◆ INFORMATION PROVIDED
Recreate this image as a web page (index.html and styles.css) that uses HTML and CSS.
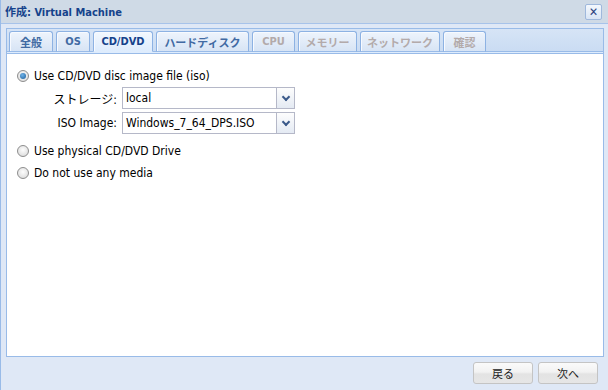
FILE: index.html
```html
<!DOCTYPE html>
<html lang="ja">
<head>
  <meta charset="UTF-8" />
  <title>作成: Virtual Machine</title>
  <link rel="stylesheet" href="styles.css">
</head>
<body>

  <div class="window">
    <div class="win-header">
      <span class="win-title">作成: Virtual Machine</span>
      <span class="win-close">&#x2715;</span>
    </div>

    <div class="win-body">
      <div class="tabpanel">
        <div class="tabstrip">
          <span class="tab t-general">全般</span>
          <span class="tab t-os">OS</span>
          <span class="tab t-cd active">CD/DVD</span>
          <span class="tab t-disk">ハードディスク</span>
          <span class="tab t-cpu disabled">CPU</span>
          <span class="tab t-mem disabled">メモリー</span>
          <span class="tab t-net disabled">ネットワーク</span>
          <span class="tab t-conf disabled">確認</span>
        </div>
        <div class="strip-spacer"></div>

        <div class="tab-body">
          <div class="radio-row">
            <span class="radio checked"></span>
            <span>Use CD/DVD disc image file (iso)</span>
          </div>

          <div class="field-group">
            <div class="field-row">
              <label class="field-label">ストレージ:</label>
              <div class="combo">
                <span class="combo-text">local</span>
                <span class="combo-trigger"></span>
              </div>
            </div>

            <div class="field-row">
              <label class="field-label">ISO Image:</label>
              <div class="combo">
                <span class="combo-text">Windows_7_64_DPS.ISO</span>
                <span class="combo-trigger"></span>
              </div>
            </div>
          </div>

          <div class="radio-row">
            <span class="radio"></span>
            <span>Use physical CD/DVD Drive</span>
          </div>
          <div class="radio-row">
            <span class="radio"></span>
            <span>Do not use any media</span>
          </div>
        </div>
      </div>

      <div class="win-footer">
        <button class="btn">戻る</button>
        <button class="btn">次へ</button>
      </div>
    </div>
  </div>

</body>
</html>
```

FILE: styles.css
```css
* { box-sizing: border-box; margin: 0; padding: 0; }

body {
  width: 608px;
  height: 390px;
  overflow: hidden;
  font-family: 'DejaVu Sans Condensed', 'DejaVu Sans', 'Noto Sans CJK JP', sans-serif;
  font-size: 11px;
  color: #000;
  background: #dfe8f6;
}

.window {
  height: 390px;
  border-left: 1px solid #99bbe8;
  background: #dfe8f6;
}

.win-header {
  height: 24px;
  display: flex;
  align-items: center;
  justify-content: space-between;
  padding: 0 6px 1px 4px;
  background: #cfdae6;
  border-bottom: 1px solid #a7c3ea;
}

.win-title {
  font-weight: bold;
  font-size: 11px;
  color: #15428b;
}

.win-close {
  width: 17px;
  height: 16px;
  margin-top: 2px;
  display: flex;
  align-items: center;
  justify-content: center;
  font-size: 12px;
  color: #2b3f7e;
  background: linear-gradient(#f4f8fd, #d9e5f5);
  border: 1px solid #9fb8dc;
  border-radius: 2px;
}

.win-body {
  padding: 4px 4px 0 5px;
}

.tabpanel {
  border: 1px solid #99bbe8;
  background: #fff;
}

.tabstrip {
  height: 23px;
  display: flex;
  align-items: flex-end;
  gap: 3px;
  padding: 0 0 0 2px;
  background: linear-gradient(#d6e4f6, #cadcf3);
  border-bottom: 1px solid #99bbe8;
}

.tab {
  height: 21px;
  display: flex;
  align-items: center;
  justify-content: center;
  margin-bottom: -1px;
  font-weight: bold;
  font-size: 11px;
  color: #416aa3;
  background: linear-gradient(#eef4fc, #d7e4f5);
  border: 1px solid #8db2e3;
  border-bottom: 1px solid #99bbe8;
  border-radius: 3px 3px 0 0;
  box-shadow: inset 1px 1px 0 #f7faff;
}

.tab.active {
  color: #15428b;
  background: linear-gradient(#f3f8fe, #deecfd);
  border-bottom-color: #deecfd;
}

.tab.disabled {
  color: #b3aaaa;
}

.t-general { width: 44px; }
.t-os { width: 34px; }
.t-cd { width: 60px; }
.t-disk { width: 93px; }
.t-cpu { width: 43px; }
.t-mem { width: 59px; }
.t-net { width: 80px; }
.t-conf { width: 43px; }

.strip-spacer {
  height: 2px;
  background: #deecfd;
  border-bottom: 1px solid #99bbe8;
}

.tab-body {
  height: 302px;
  padding: 11px 10px;
  font-size: 12px;
}

.radio-row {
  height: 22px;
  display: flex;
  align-items: center;
  gap: 5px;
}

.radio {
  width: 12px;
  height: 12px;
  border-radius: 50%;
  border: 1px solid #8d8d8d;
  background: radial-gradient(circle at 50% 40%, #fdfdfd, #d6d6d6);
  display: flex;
  align-items: center;
  justify-content: center;
}

.radio.checked::after {
  content: "";
  width: 6px;
  height: 6px;
  border-radius: 50%;
  background: radial-gradient(circle at 40% 35%, #6fb2e8, #1a5d9a);
}

.field-group {
  display: flex;
  flex-direction: column;
  gap: 3px;
  padding-bottom: 6px;
}

.field-row {
  display: flex;
  align-items: center;
}

.field-label {
  width: 105px;
  text-align: right;
  padding-right: 5px;
}

.combo {
  width: 173px;
  height: 22px;
  display: flex;
  border: 1px solid #b5b8c8;
  background: #fff;
}

.combo-text {
  flex: 1;
  padding-left: 3px;
  display: flex;
  align-items: center;
}

.combo-trigger {
  width: 18px;
  background: linear-gradient(#fdfdfd, #e4eaf3);
  border-left: 1px solid #b5b8c8;
  display: flex;
  align-items: center;
  justify-content: center;
}

.combo-trigger::after {
  content: "";
  width: 4px;
  height: 4px;
  margin-top: -3px;
  border-right: 2px solid #3b5a8a;
  border-bottom: 2px solid #3b5a8a;
  transform: rotate(45deg);
}

.win-footer {
  display: flex;
  justify-content: flex-end;
  gap: 5px;
  padding: 5px 6px 0 0;
}

.btn {
  width: 60px;
  height: 22px;
  font-family: 'DejaVu Sans', 'Noto Sans CJK JP', sans-serif;
  font-size: 11px;
  color: #222;
  background: linear-gradient(#fafafa 0%, #f2f2f2 45%, #e3e3e3 55%, #e6e6e6 100%);
  border: 1px solid #c4c4c4;
  border-radius: 3px;
}
```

◆ PROBLEM DESCRIPTION
Exclude the images and reproduce the remaining data exactly.

◆ RESULT OF THIS TASK
Recreate this image as a web page (index.html and styles.css) that uses HTML and CSS.
FILE: index.html
```html
<!DOCTYPE html>
<html lang="ja">
<head>
  <meta charset="UTF-8" />
  <title>作成: Virtual Machine</title>
  <link rel="stylesheet" href="styles.css">
</head>
<body>

  <div class="window">
    <div class="win-header">
      <span class="win-title">作成: Virtual Machine</span>
      <span class="win-close">&#x2715;</span>
    </div>

    <div class="win-body">
      <div class="tabpanel">
        <div class="tabstrip">
          <span class="tab t-general">全般</span>
          <span class="tab t-os">OS</span>
          <span class="tab t-cd active">CD/DVD</span>
          <span class="tab t-disk">ハードディスク</span>
          <span class="tab t-cpu disabled">CPU</span>
          <span class="tab t-mem disabled">メモリー</span>
          <span class="tab t-net disabled">ネットワーク</span>
          <span class="tab t-conf disabled">確認</span>
        </div>
        <div class="strip-spacer"></div>

        <div class="tab-body">
          <div class="radio-row">
            <span class="radio checked"></span>
            <span>Use CD/DVD disc image file (iso)</span>
          </div>

          <div class="field-group">
            <div class="field-row">
              <label class="field-label">ストレージ:</label>
              <div class="combo">
                <span class="combo-text">local</span>
                <span class="combo-trigger"></span>
              </div>
            </div>

            <div class="field-row">
              <label class="field-label">ISO Image:</label>
              <div class="combo">
                <span class="combo-text">Windows_7_64_DPS.ISO</span>
                <span class="combo-trigger"></span>
              </div>
            </div>
          </div>

          <div class="radio-row">
            <span class="radio"></span>
            <span>Use physical CD/DVD Drive</span>
          </div>
          <div class="radio-row">
            <span class="radio"></span>
            <span>Do not use any media</span>
          </div>
        </div>
      </div>

      <div class="win-footer">
        <button class="btn">戻る</button>
        <button class="btn">次へ</button>
      </div>
    </div>
  </div>

</body>
</html>
```

FILE: styles.css
```css
* { box-sizing: border-box; margin: 0; padding: 0; }

body {
  width: 608px;
  height: 390px;
  overflow: hidden;
  font-family: 'DejaVu Sans Condensed', 'DejaVu Sans', 'Noto Sans CJK JP', sans-serif;
  font-size: 11px;
  color: #000;
  background: #dfe8f6;
}

.window {
  height: 390px;
  border-left: 1px solid #99bbe8;
  background: #dfe8f6;
}

.win-header {
  height: 24px;
  display: flex;
  align-items: center;
  justify-content: space-between;
  padding: 0 6px 1px 4px;
  background: #cfdae6;
  border-bottom: 1px solid #a7c3ea;
}

.win-title {
  font-weight: bold;
  font-size: 11px;
  color: #15428b;
}

.win-close {
  width: 17px;
  height: 16px;
  margin-top: 2px;
  display: flex;
  align-items: center;
  justify-content: center;
  font-size: 12px;
  color: #2b3f7e;
  background: linear-gradient(#f4f8fd, #d9e5f5);
  border: 1px solid #9fb8dc;
  border-radius: 2px;
}

.win-body {
  padding: 4px 4px 0 5px;
}

.tabpanel {
  border: 1px solid #99bbe8;
  background: #fff;
}

.tabstrip {
  height: 23px;
  display: flex;
  align-items: flex-end;
  gap: 3px;
  padding: 0 0 0 2px;
  background: linear-gradient(#d6e4f6, #cadcf3);
  border-bottom: 1px solid #99bbe8;
}

.tab {
  height: 21px;
  display: flex;
  align-items: center;
  justify-content: center;
  margin-bottom: -1px;
  font-weight: bold;
  font-size: 11px;
  color: #416aa3;
  background: linear-gradient(#eef4fc, #d7e4f5);
  border: 1px solid #8db2e3;
  border-bottom: 1px solid #99bbe8;
  border-radius: 3px 3px 0 0;
  box-shadow: inset 1px 1px 0 #f7faff;
}

.tab.active {
  color: #15428b;
  background: linear-gradient(#f3f8fe, #deecfd);
  border-bottom-color: #deecfd;
}

.tab.disabled {
  color: #b3aaaa;
}

.t-general { width: 44px; }
.t-os { width: 34px; }
.t-cd { width: 60px; }
.t-disk { width: 93px; }
.t-cpu { width: 43px; }
.t-mem { width: 59px; }
.t-net { width: 80px; }
.t-conf { width: 43px; }

.strip-spacer {
  height: 2px;
  background: #deecfd;
  border-bottom: 1px solid #99bbe8;
}

.tab-body {
  height: 302px;
  padding: 11px 10px;
  font-size: 12px;
}

.radio-row {
  height: 22px;
  display: flex;
  align-items: center;
  gap: 5px;
}

.radio {
  width: 12px;
  height: 12px;
  border-radius: 50%;
  border: 1px solid #8d8d8d;
  background: radial-gradient(circle at 50% 40%, #fdfdfd, #d6d6d6);
  display: flex;
  align-items: center;
  justify-content: center;
}

.radio.checked::after {
  content: "";
  width: 6px;
  height: 6px;
  border-radius: 50%;
  background: radial-gradient(circle at 40% 35%, #6fb2e8, #1a5d9a);
}

.field-group {
  display: flex;
  flex-direction: column;
  gap: 3px;
  padding-bottom: 6px;
}

.field-row {
  display: flex;
  align-items: center;
}

.field-label {
  width: 105px;
  text-align: right;
  padding-right: 5px;
}

.combo {
  width: 173px;
  height: 22px;
  display: flex;
  border: 1px solid #b5b8c8;
  background: #fff;
}

.combo-text {
  flex: 1;
  padding-left: 3px;
  display: flex;
  align-items: center;
}

.combo-trigger {
  width: 18px;
  background: linear-gradient(#fdfdfd, #e4eaf3);
  border-left: 1px solid #b5b8c8;
  display: flex;
  align-items: center;
  justify-content: center;
}

.combo-trigger::after {
  content: "";
  width: 4px;
  height: 4px;
  margin-top: -3px;
  border-right: 2px solid #3b5a8a;
  border-bottom: 2px solid #3b5a8a;
  transform: rotate(45deg);
}

.win-footer {
  display: flex;
  justify-content: flex-end;
  gap: 5px;
  padding: 5px 6px 0 0;
}

.btn {
  width: 60px;
  height: 22px;
  font-family: 'DejaVu Sans', 'Noto Sans CJK JP', sans-serif;
  font-size: 11px;
  color: #222;
  background: linear-gradient(#fafafa 0%, #f2f2f2 45%, #e3e3e3 55%, #e6e6e6 100%);
  border: 1px solid #c4c4c4;
  border-radius: 3px;
}
```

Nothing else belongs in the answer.